TM, ®, Copyright © 2005 Piero Scaruffi All rights reserved.

Eastern and northern Europeans developed a "sacred" version of minimalism that used Christian (not Indian) spirituality as a source of inspiration. Arvo Part (Estonia, 1935) with Tabula Rasa (1977) and De Profundis (1980), and Henryk Gorecki (Poland, 1933) with the Symphony 3 (1976), which is basically a requiem in disguise, and the Concerto for Harpsichord (1980), were the most influential. Per Norgard (Denmark, 1932) with his Symphony 2 (1970) and John Tavener (Britain, 1944) with Ikon Of Light (1984) and The Protecting Veil (1987) pursued similar endeavors.

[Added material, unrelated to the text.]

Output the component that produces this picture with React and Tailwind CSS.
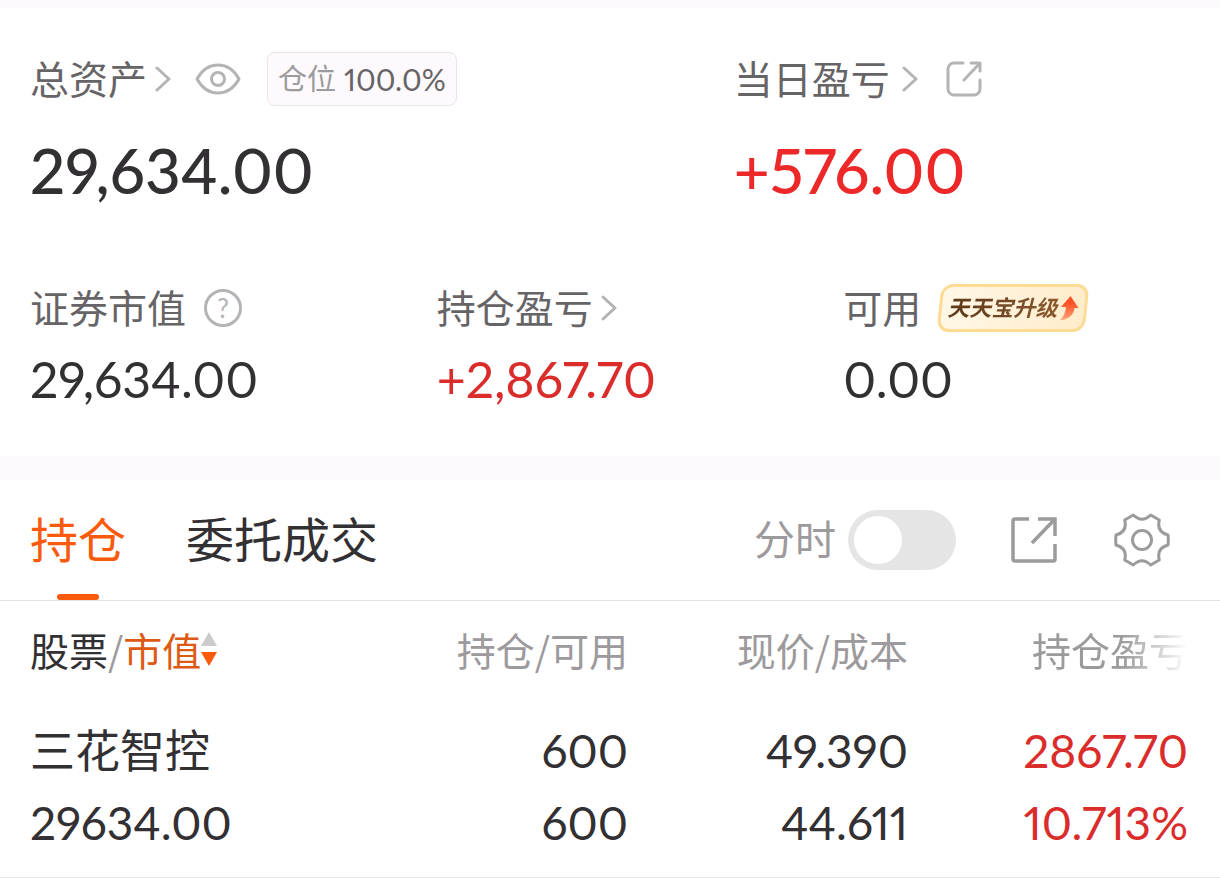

Eastern Europeans also took atonal music to new heights. It eventually developed into a new language, tailored for monumental dimensions and emphatic masses of sound. Thus Witold Lutoslawski (Poland, 1913) with the Cello concerto (1970), the Symphony 3 (1983), the Symphony 4 (1992).

Serialism was downplayed in the "continuum" favored by Gyorgy Ligeti (Hungary, 1923) who studied at Cologne: Atmospheres (1961), the Requiem (1965), the Quartet 2 (1968), the Double Concerto (1972) and the opera Le Grand Macabre (1977) toyed with slowly-moving masses of sound. His was an art of intricate textures built out of meaningless elements. Atmospheres (1961) and the Requiem (1965) examples of almost total chromaticism, with little or no regard for melody and harmony.

Thus Krysztof Penderecki (Poland, 1933) with the Threnody to the Victims of Hiroshima (1960), San Luke Passion (1965), the Polish Requiem (1983). Thus Alfred Schnittke (Russia, 1934) with the Requiem (1975) and the Concerto grosso 3 (1981).